Like the cycles of seasons, a parade of articles calling for the death of email regularly march through the business press. Praise of organizations that banned email in favor of direct messages, a return to phone calls and desk visits, or automated systems that shut down email during “non-work hours” are offered as saviors for our email plagued society.
Like most knowledge workers, I’ve had my struggles with email but when I hear the cacophony of voices with pitchforks and torches are calling for the death of email, it is apparent that the technology is not the problem, it is how people manage it.
What’s Really the Problem
Who is to blame for your “always on” feeling? Were you instructed to check email on your smartphone at all hours? Do you feel that others will not think you professional if you do not answer an email at 11 pm or on the beach with your family? Certainly, some organizations may explicitly require you to be always checking but I hope they compensate you accordingly or, if they have no sense of boundaries, you find a healthier environment. Otherwise, honestly ask yourself who put this expectation in place: your organization or your insecurity?
Do you feel a disconnect from other employees? Then occasionally use the phone or make a desk visit. Go with coworkers to lunch or walk together during a break. As I’ll note below, realize that what seems better to you could be disruptive to your colleague.

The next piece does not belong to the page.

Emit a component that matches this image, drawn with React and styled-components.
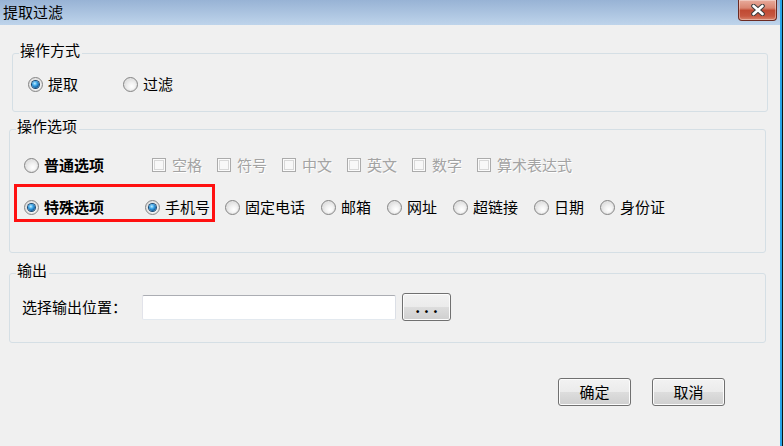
import React from "react";
import styled, { createGlobalStyle } from "styled-components";

const FONT = `"Noto Sans CJK SC", "Noto Sans", sans-serif`;

const Global = createGlobalStyle`
  html, body { margin: 0; padding: 0; }
  body {
    width: 784px; height: 446px; overflow: hidden;
    background: #f0f0f0; font-family: ${FONT}; color: #000;
  }
  * { box-sizing: border-box; }
`;

const Screen = styled.div`
  display: flex;
  width: 784px;
  height: 446px;
`;

const Window = styled.div`
  flex: 1;
  display: flex;
  flex-direction: column;
  background: #f0f0f0;
`;

const Edge = styled.div`
  width: 4px;
  background: linear-gradient(to right, #29a5e8 0 2px, #141414 2px 3px, #dcdcdc 3px 4px);
`;

const TitleBar = styled.div`
  height: 25px;
  display: flex;
  align-items: flex-start;
  justify-content: space-between;
  padding: 0 3px 0 3px;
  background: linear-gradient(#98b3d5, #bed4eb);
`;

const Title = styled.div`
  font-size: 15px;
  line-height: 24px;
`;

const CloseBtn = styled.div`
  width: 39px;
  height: 21px;
  display: flex;
  align-items: center;
  justify-content: center;
  border: 1px solid #6b2a22;
  border-top: none;
  border-radius: 0 0 4px 4px;
  background: linear-gradient(#e8ab9c 0%, #d98571 40%, #c04a33 52%, #c65740 80%, #d9856c 100%);
  box-shadow: inset 0 0 0 1px rgba(255, 255, 255, 0.35);
`;

const Body = styled.div`
  display: flex;
  flex-direction: column;
`;

const Group = styled.fieldset`
  margin: ${(p) => p.$mt}px ${(p) => p.$mr}px 0 ${(p) => p.$ml}px;
  padding: 0;
  border: 1px solid #d5dfe5;
  border-radius: 3px;
  min-width: 0;
`;

const Legend = styled.legend`
  margin-left: 6px;
  padding: 0 2px 6px 1px;
  font-size: 15px;
  line-height: 16px;
`;

const GroupBody = styled.div`
  display: flex;
  flex-direction: column;
  padding: ${(p) => p.$pt}px 0 ${(p) => p.$pb}px ${(p) => p.$pl}px;
`;

const Row = styled.div`
  display: flex;
  align-items: ${(p) => p.$align || "center"};
  gap: ${(p) => p.$gap || 0}px;
  padding-left: ${(p) => p.$pl || 0}px;
  margin-top: ${(p) => p.$mt || 0}px;
`;

const Item = styled.label`
  display: flex;
  align-items: center;
  gap: ${(p) => (p.$box ? 6 : 5)}px;
  height: 20px;
  margin-left: ${(p) => p.$ml || 0}px;
  font-size: 15px;
  line-height: 20px;
  font-weight: ${(p) => (p.$bold ? 700 : 400)};
  color: ${(p) => (p.$disabled ? "#a3a3a3" : "#000")};
  text-shadow: ${(p) => (p.$disabled ? "1px 1px 0 #fff" : "none")};
  white-space: nowrap;
`;

const RadioMark = styled.span`
  position: relative;
  flex: none;
  width: 15px;
  height: 15px;
  border-radius: 50%;
  border: 1px solid #848484;
  background: radial-gradient(circle at 60% 65%, #ffffff 0, #f1f1f1 35%, #cdcdcd 100%);
  box-shadow: inset 0 0 0 1px #e4e4e4;
  &::after {
    content: "";
    display: ${(p) => (p.$on ? "block" : "none")};
    position: absolute;
    left: 3px;
    top: 3px;
    width: 7px;
    height: 7px;
    border-radius: 50%;
    background: radial-gradient(circle at 40% 35%, #c4f0ff 0, #3fa8ea 35%, #0b5595 75%, #06355f 100%);
    box-shadow: 0 0 0 1px #1b4a73;
  }
`;

const CheckMark = styled.span`
  flex: none;
  width: 14px;
  height: 14px;
  border: 1px solid #ababab;
  background: #f8f8f8;
  box-shadow: inset 0 0 0 1px #fbfbfb, inset 0 0 0 2px #d8d8d8;
`;

const Highlight = styled.div`
  display: flex;
  align-items: center;
  border: 3px solid #ff1010;
  padding: 10px 2px 2px 7px;
`;

const Rest = styled.div`
  display: flex;
  align-items: center;
  gap: 16px;
  margin-left: 10px;
  margin-bottom: 5px;
`;

const FieldLabel = styled.span`
  width: ${(p) => p.$w}px;
  flex: none;
  font-size: 15px;
  line-height: 20px;
  white-space: nowrap;
`;

const TextInput = styled.div`
  width: 254px;
  height: 25px;
  background: #fff;
  border: 1px solid;
  border-color: #abadb3 #dbdfe6 #e3e9ef #e2e3ea;
  border-radius: 2px;
`;

const Button = styled.button`
  width: ${(p) => p.$w}px;
  height: 28px;
  margin-left: ${(p) => p.$ml || 0}px;
  padding: 0 0 0 ${(p) => (p.$dots ? 4 : 0)}px;
  border: 1px solid #707070;
  border-radius: 3px;
  background: linear-gradient(#f2f2f2 0%, #ebebeb 50%, #dddddd 51%, #cfcfcf 100%);
  box-shadow: inset 0 0 0 1px #fcfcfc;
  font-family: ${FONT};
  font-size: 15px;
  font-weight: ${(p) => (p.$dots ? 700 : 400)};
  letter-spacing: ${(p) => (p.$dots ? 4 : 0)}px;
  color: #000;
  line-height: 20px;
`;

const Footer = styled.div`
  display: flex;
  justify-content: flex-end;
  gap: 21px;
  margin-top: 35px;
  padding-right: 55px;
`;

function Radio({ on, bold, ml, children }) {
  return (
    <Item $bold={bold} $ml={ml}>
      <RadioMark $on={on} />
      {children}
    </Item>
  );
}

function Check({ ml, children }) {
  return (
    <Item $box $disabled $ml={ml}>
      <CheckMark />
      {children}
    </Item>
  );
}

export default function App() {
  return (
    <>
      <Global />
      <Screen>
        <Window>
          <TitleBar>
            <Title>提取过滤</Title>
            <CloseBtn>
              <svg width="16" height="12" viewBox="0 0 16 12">
                <path d="M3.5 2 L12.5 10 M12.5 2 L3.5 10" stroke="#3b3b3b" strokeWidth="4.6" strokeLinecap="round" />
                <path d="M3.5 2 L12.5 10 M12.5 2 L3.5 10" stroke="#ffffff" strokeWidth="2.6" strokeLinecap="round" />
              </svg>
            </CloseBtn>
          </TitleBar>
          <Body>
            <Group $mt={17} $ml={12} $mr={12}>
              <Legend>操作方式</Legend>
              <GroupBody $pt={10} $pb={17} $pl={15}>
                <Row>
                  <Radio on>提取</Radio>
                  <Radio ml={45}>过滤</Radio>
                </Row>
              </GroupBody>
            </Group>

            <Group $mt={6} $ml={9} $mr={14}>
              <Legend>操作选项</Legend>
              <GroupBody $pt={15} $pb={30} $pl={4}>
                <Row $pl={10} $gap={15}>
                  <Radio bold>普通选项</Radio>
                  <Check ml={33}>空格</Check>
                  <Check>符号</Check>
                  <Check>中文</Check>
                  <Check>英文</Check>
                  <Check>数字</Check>
                  <Check>算术表达式</Check>
                </Row>
                <Row $mt={9} $align="flex-end">
                  <Highlight>
                    <Radio on bold>特殊选项</Radio>
                    <Radio on ml={41}>手机号</Radio>
                  </Highlight>
                  <Rest>
                    <Radio>固定电话</Radio>
                    <Radio>邮箱</Radio>
                    <Radio>网址</Radio>
                    <Radio>超链接</Radio>
                    <Radio>日期</Radio>
                    <Radio>身份证</Radio>
                  </Rest>
                </Row>
              </GroupBody>
            </Group>

            <Group $mt={9} $ml={9} $mr={14}>
              <Legend>输出</Legend>
              <GroupBody $pt={9} $pb={21} $pl={12}>
                <Row>
                  <FieldLabel $w={120}>选择输出位置：</FieldLabel>
                  <TextInput />
                  <Button $w={49} $ml={6} $dots>...</Button>
                </Row>
              </GroupBody>
            </Group>

            <Footer>
              <Button $w={73}>确定</Button>
              <Button $w={73}>取消</Button>
            </Footer>
          </Body>
        </Window>
        <Edge />
      </Screen>
    </>
  );
}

Are there better tools than email? Email is not the universal solution to all business communication challenges. Project communication is probably handled better in a project workspace where document circulation and communication is centralized. Some communications are better handled through phone, visit, or texting. Because email has been abused or forced into communication situations that are inappropriate doesn’t mean that all email should be banned.
It may be that you work in a dysfunctional organization that places unrealistic demands on employees and uses email as the tool to propagate the problems. But that is not the fault of the technology and, if email didn’t exist, certainly another means would encourage ineffective interactions.
In Praise of Email
I come not to bury email but to praise it. For all of its problems, it is the perfect solution for asynchronous communication,
Focused Work: Productivity experts understand that some of the best work is performed when a person is able to focus on a task for a specified period of time and get into a flow state. However, interruptions disrupt that flow and degrade productivity as one returns back to the task. Those who advocate calling, desk visits, and instant messaging as the primary medium fail to realize that the priority of the caller should not dictate the priority of the recipient. If I have designated 30-40 minutes for focused work, I can cut off my email and silence my phone but if you walk into my office with some matter that is not urgent because you hate email, you will disrupt my work that I have deemed important. When you email me (or leave a voicemail), I can give it proper attention at the end of that focused work session.
Task Triage: Even when a person is not in focused work, email allows a productive person to triage what needs attention now and what should be delayed in favor of another task. Calling or texting just adds another channel that I must track for task management outside of my inbox whereas the email inbox becomes a good centralized location for current actionable items. As a GTD’er, I do consolidate inboxes but my email grouping system allows for efficient task organization of work that comes in my most commonly used channel.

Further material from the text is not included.